Lutfur Rahman council promotes extremist preacher who supports wife-beating

Two weeks after the extremist-backed politician, Lutfur Rahman, became mayor of Tower Hamlets, his council has placed CDs of sermons by an extremist Islamic preacher in its Town Hall.

The preacher, Abdur Raheem Green, has stated that “Islam is not compatible with democracy.” He also says that a husband has the right to administer “some type of physical force… a very light beating” to his wife, to prevent her from committing “evil.” There is, of course, a considerable irony here. You may remember that Lutfur won the mayoralty with the help of smear literature falsely claiming that his Labour opponent was… a wife-beater.

The CDs are being handed out to council workers and visitors as part of an official council-sanctioned display mounted in the Town Hall reception area from last week by an organisation called One Reason. Two councillors have been given them and have passed them to me.

One Reason’s website includes a link allowing you to order the Green CD and a clip of one of Green’s sermons.
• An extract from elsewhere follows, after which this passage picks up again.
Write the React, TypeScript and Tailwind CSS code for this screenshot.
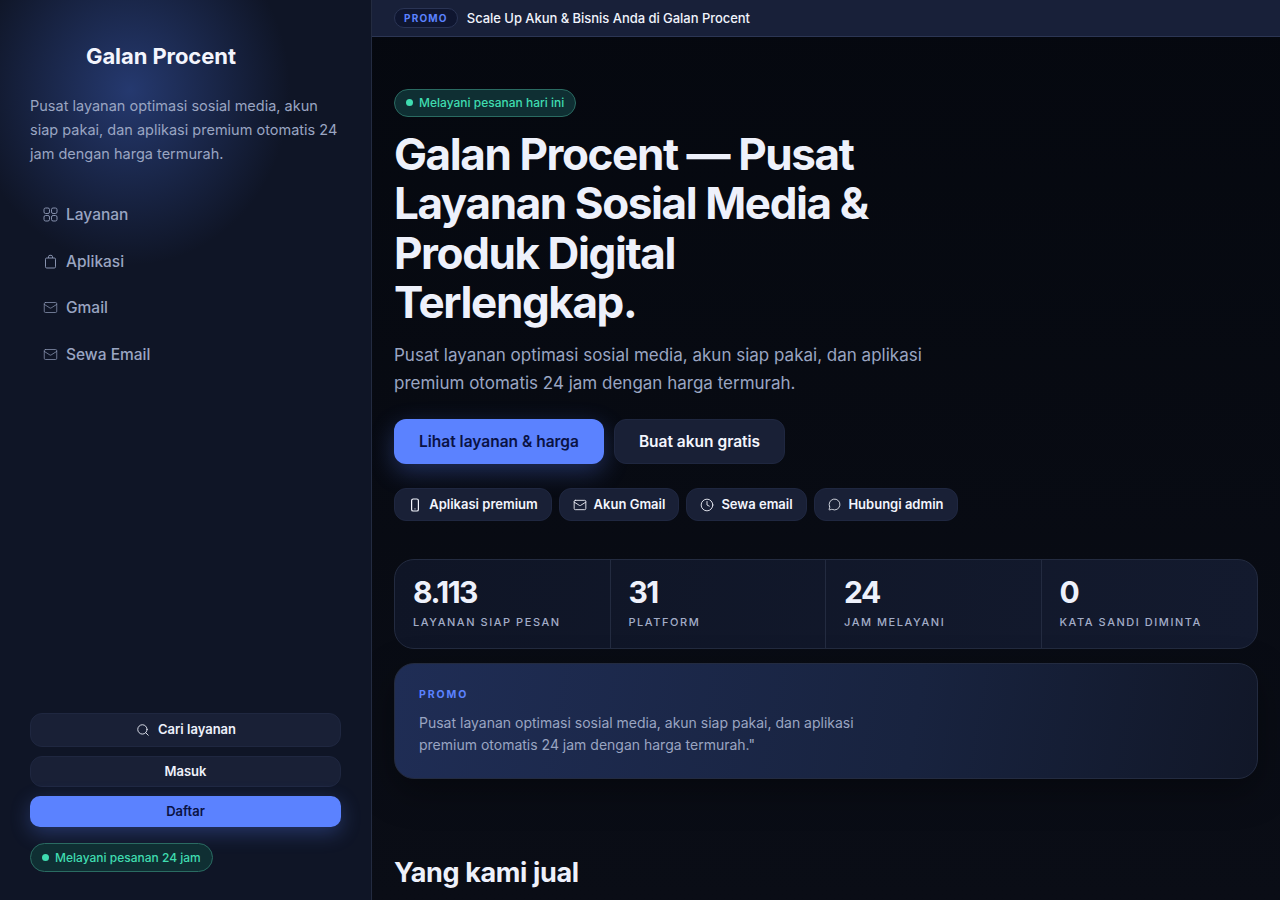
import { Mail, Search, Clock, MessageCircle } from "lucide-react";

const heading = "font-['Inter',sans-serif]";

function Pill({ label, className = "" }: { label: string; className?: string }) {
  return (
    <div className={`inline-flex items-center gap-[6px] rounded-full border border-[#2a6b62] bg-[#0f2f33] text-[12px] font-medium text-[#3fdcb0] ${className}`}>
      <span className="h-[7px] w-[7px] rounded-full bg-[#3fdcb0]" />
      {label}
    </div>
  );
}

function GridIcon() {
  return (
    <svg width="15" height="15" viewBox="0 0 15 15" fill="none" stroke="currentColor" strokeWidth="1" className="text-[#8792ae]">
      <rect x="1" y="1" width="5.5" height="5.5" rx="1.6" />
      <rect x="8.5" y="1" width="5.5" height="5.5" rx="1.6" />
      <rect x="1" y="8.5" width="5.5" height="5.5" rx="1.6" />
      <rect x="8.5" y="8.5" width="5.5" height="5.5" rx="1.6" />
    </svg>
  );
}

function BagIcon() {
  return (
    <svg width="15" height="15" viewBox="0 0 15 15" fill="none" stroke="currentColor" strokeWidth="1" className="text-[#8792ae]">
      <rect x="2.5" y="4" width="10" height="10" rx="1.2" />
      <path d="M5.5 4V2.8A1.5 1.5 0 0 1 7 1.3h1a1.5 1.5 0 0 1 1.5 1.5V4" />
    </svg>
  );
}

function PhoneIcon() {
  return (
    <svg width="14" height="14" viewBox="0 0 14 14" fill="none" stroke="currentColor" strokeWidth="1.2">
      <rect x="3.6" y="1" width="6.8" height="12" rx="1.6" />
      <path d="M6.6 10.8h.8" />
    </svg>
  );
}

const nav = [
  { label: "Layanan", icon: <GridIcon /> },
  { label: "Aplikasi", icon: <BagIcon /> },
  { label: "Gmail", icon: <Mail size={15} strokeWidth={1.25} className="text-[#8792ae]" /> },
  { label: "Sewa Email", icon: <Mail size={15} strokeWidth={1.25} className="text-[#8792ae]" /> },
];

const chips = [
  { label: "Aplikasi premium", icon: <PhoneIcon />, w: "w-[158px]" },
  { label: "Akun Gmail", icon: <Mail size={14} strokeWidth={1.5} />, w: "w-[120px]" },
  { label: "Sewa email", icon: <Clock size={14} strokeWidth={1.5} />, w: "w-[121px]" },
  { label: "Hubungi admin", icon: <MessageCircle size={13} strokeWidth={1.5} />, w: "w-[144px]" },
];

const stats = [
  { value: "8.113", label: "LAYANAN SIAP PESAN" },
  { value: "31", label: "PLATFORM" },
  { value: "24", label: "JAM MELAYANI" },
  { value: "0", label: "KATA SANDI DIMINTA" },
];

export default function App() {
  return (
    <div className="flex h-[900px] w-[1280px] overflow-hidden bg-[linear-gradient(180deg,#05080f_0%,#0a0d16_100%)] font-['Inter',sans-serif] text-[#eef1fb]">
      <aside className="relative flex h-full w-[372px] shrink-0 flex-col overflow-hidden border-r border-[#232b40] bg-[#0f1526] px-[30px]">
        <div className="pointer-events-none absolute left-[-30px] top-[-85px] h-[350px] w-[320px] bg-[radial-gradient(closest-side,#25396f_0%,rgba(37,57,111,0.55)_45%,rgba(37,57,111,0)_100%)]" />
        <div className="relative flex flex-1 flex-col">
          <div className={`${heading} ml-[56px] mt-[42px] text-[22px] font-bold leading-[28px] tracking-[-0.08px] text-[#f3f5fd]`}>Galan Procent</div>
          <p className="mt-[24px] text-[14.5px] leading-[24px] text-[#9aa5c2]">
            Pusat layanan optimasi sosial media, akun siap pakai, dan aplikasi premium otomatis 24 jam dengan harga termurah.
          </p>
          <nav className="mt-[25.4px] flex flex-col">
            {nav.map(({ label, icon }) => (
              <div key={label} className="flex h-[46.6px] items-center gap-[8px] pl-[13px] text-[15.5px] font-medium text-[#9aa5c2]">
                {icon}
                {label}
              </div>
            ))}
          </nav>
          <div className="mt-auto mb-[28px] flex flex-col">
            <div className="flex h-[34px] items-center justify-center gap-[8px] rounded-[12px] border border-[#1f2740] bg-[#192036] pb-[1px] pl-[1px] text-[13px] font-semibold">
              <Search size={14} strokeWidth={1.5} />
              Cari layanan
            </div>
            <div className="mt-[9px] flex h-[31px] items-center justify-center rounded-[12px] border border-[#1f2740] bg-[#192036] text-[13px] font-semibold">Masuk</div>
            <div className="mt-[9px] flex h-[31px] items-center justify-center rounded-[10px] bg-[#5b82ff] text-[13px] font-semibold text-[#0a1244] shadow-[0_6px_20px_rgba(91,130,255,0.3)]">Daftar</div>
            <Pill label="Melayani pesanan 24 jam" className="mt-[16px] h-[29px] self-start px-[11px] text-[12.5px]" />
          </div>
        </div>
      </aside>

      <main className="flex h-full min-w-0 flex-1 flex-col overflow-hidden">
        <div className="flex h-[37px] shrink-0 items-center gap-[9px] border-b border-[#2c3654] bg-[#182039] pl-[22px]">
          <span className="flex h-[20px] items-center rounded-full border border-[#2a3454] bg-[#0f1630] px-[9px] text-[10px] font-bold tracking-[0.12em] text-[#5b82ff]">PROMO</span>
          <span className="pt-[1px] text-[13px] font-medium tracking-[-0.04px] text-[#f0f3fc]">Scale Up Akun &amp; Bisnis Anda di Galan Procent</span>
        </div>

        <div className="px-[22px]">
          <Pill label="Melayani pesanan hari ini" className="mt-[52px] h-[28px] px-[11px] pb-[1px]" />
          <h1 className={`${heading} mt-[13px] max-w-[500px] text-[44px] font-bold leading-[49.3px] tracking-[-1.4px] text-[#eef1fb]`}>
            Galan Procent — Pusat Layanan Sosial Media &amp; Produk Digital Terlengkap.
          </h1>
          <p className="mt-[14px] max-w-[560px] text-[17px] leading-[28px] text-[#9aa5c2]">
            Pusat layanan optimasi sosial media, akun siap pakai, dan aplikasi premium otomatis 24 jam dengan harga termurah.
          </p>
          <div className="mt-[22px] flex gap-[10px]">
            <div className="flex h-[45px] w-[210px] items-center justify-center rounded-[12px] bg-[#5b82ff] text-[15.5px] font-semibold text-[#0a1244] shadow-[0_8px_24px_rgba(91,130,255,0.3)]">Lihat layanan &amp; harga</div>
            <div className="flex h-[45px] w-[171px] items-center justify-center rounded-[12px] border border-[#1f2740] bg-[#192036] text-[15.5px] font-semibold text-[#f3f5fd]">Buat akun gratis</div>
          </div>
          <div className="mt-[24px] flex gap-[7px]">
            {chips.map(({ label, icon, w }) => (
              <div key={label} className={`flex h-[33px] ${w} items-center justify-center gap-[7px] rounded-[12px] border border-[#1f2740] bg-[#192036] text-[13px] font-semibold text-[#f3f5fd]`}>
                {icon}
                {label}
              </div>
            ))}
          </div>

          <div className="mt-[38px] grid h-[90px] grid-cols-4 overflow-hidden rounded-[20px] border border-[#232b40] bg-[linear-gradient(100deg,#0f1526_0%,#131a2e_100%)]">
            {stats.map((s, i) => (
              <div key={s.label} className={`px-[18px] pt-[14px] ${i < 3 ? "border-r border-[#232b40]" : ""}`}>
                <div className={`${heading} text-[30px] font-bold leading-[36px] tracking-[-0.05em] text-[#eef1fb]`}>{s.value}</div>
                <div className="mt-[4px] text-[11px] font-medium tracking-[0.14em] text-[#a3adc8]">{s.label}</div>
              </div>
            ))}
          </div>

          <div className="mt-[14px] h-[116px] rounded-[20px] border border-[#232b40] bg-[linear-gradient(100deg,#1f2d55_0%,#18233f_60%,#111728_100%)] px-[24px] pt-[24px] shadow-[0_12px_36px_rgba(0,0,0,0.35)]">
            <div className="text-[10.5px] font-bold leading-[14px] tracking-[0.18em] text-[#5b82ff]">PROMO</div>
            <p className="mt-[10px] max-w-[480px] text-[14px] leading-[22px] text-[#9aa5c2]">
              Pusat layanan optimasi sosial media, akun siap pakai, dan aplikasi premium otomatis 24 jam dengan harga termurah."
            </p>
          </div>

          <h2 className={`${heading} mt-[76px] text-[27px] font-bold leading-[36px] tracking-[-0.35px] text-[#eef1fb]`}>Yang kami jual</h2>
          <p className="mt-[9px] text-[14px] leading-[22px] text-[#9aa5c2]">Layanan, akun, dan aplikasi yang siap dipesan kapan saja.</p>
        </div>
      </main>
    </div>
  );
}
The YouTube link from One Reason’s homepage connects to the YouTube channel of an organisation called iERA, whose advisers include

- Green;

- Bilal Philips, described by the US an “unindicted co-conspirator”in the 1993 al-Qaeda attack on the World Trade Center;

- Zakir Naik, banned from the UK for saying that “every Muslim should be a terrorist;"

- Haitham al-Haddad, who believes that music is a “prohibited and fake message of love and peace;” and

- Hamza Andreas Tzortzis, another man with extremist connections.

Several of these people have also preached at the hardline East London Mosque, the chaps whose backing for Lutfur has proved so important in his political career.

As I showed in August, iERA successfully duped the Guardian newspaper into reporting, on the basis of its research, that 75% of people believed Muslims had made a negative contribution to British society (the actual figure was less than half that.) iERA’s agenda, there as elsewhere, is to foster distrust, division and suspicion between communities in much the same way as the BNP.

In a piece I think even he may come to be embarrassed by, another Guardian writer, Dave Hill, today continues his inexplicable one-man effort to whitewash Rahman. Lutfur will, we learn, “reach out to every community” and “lead by example.” He is, we’re told, a “first-class chap” and a “good person.” If only Dave had taken the trouble to look around him when he was waiting in reception for his PR chat, he might have seen just who Lutfur’s council is in fact “reaching out” to.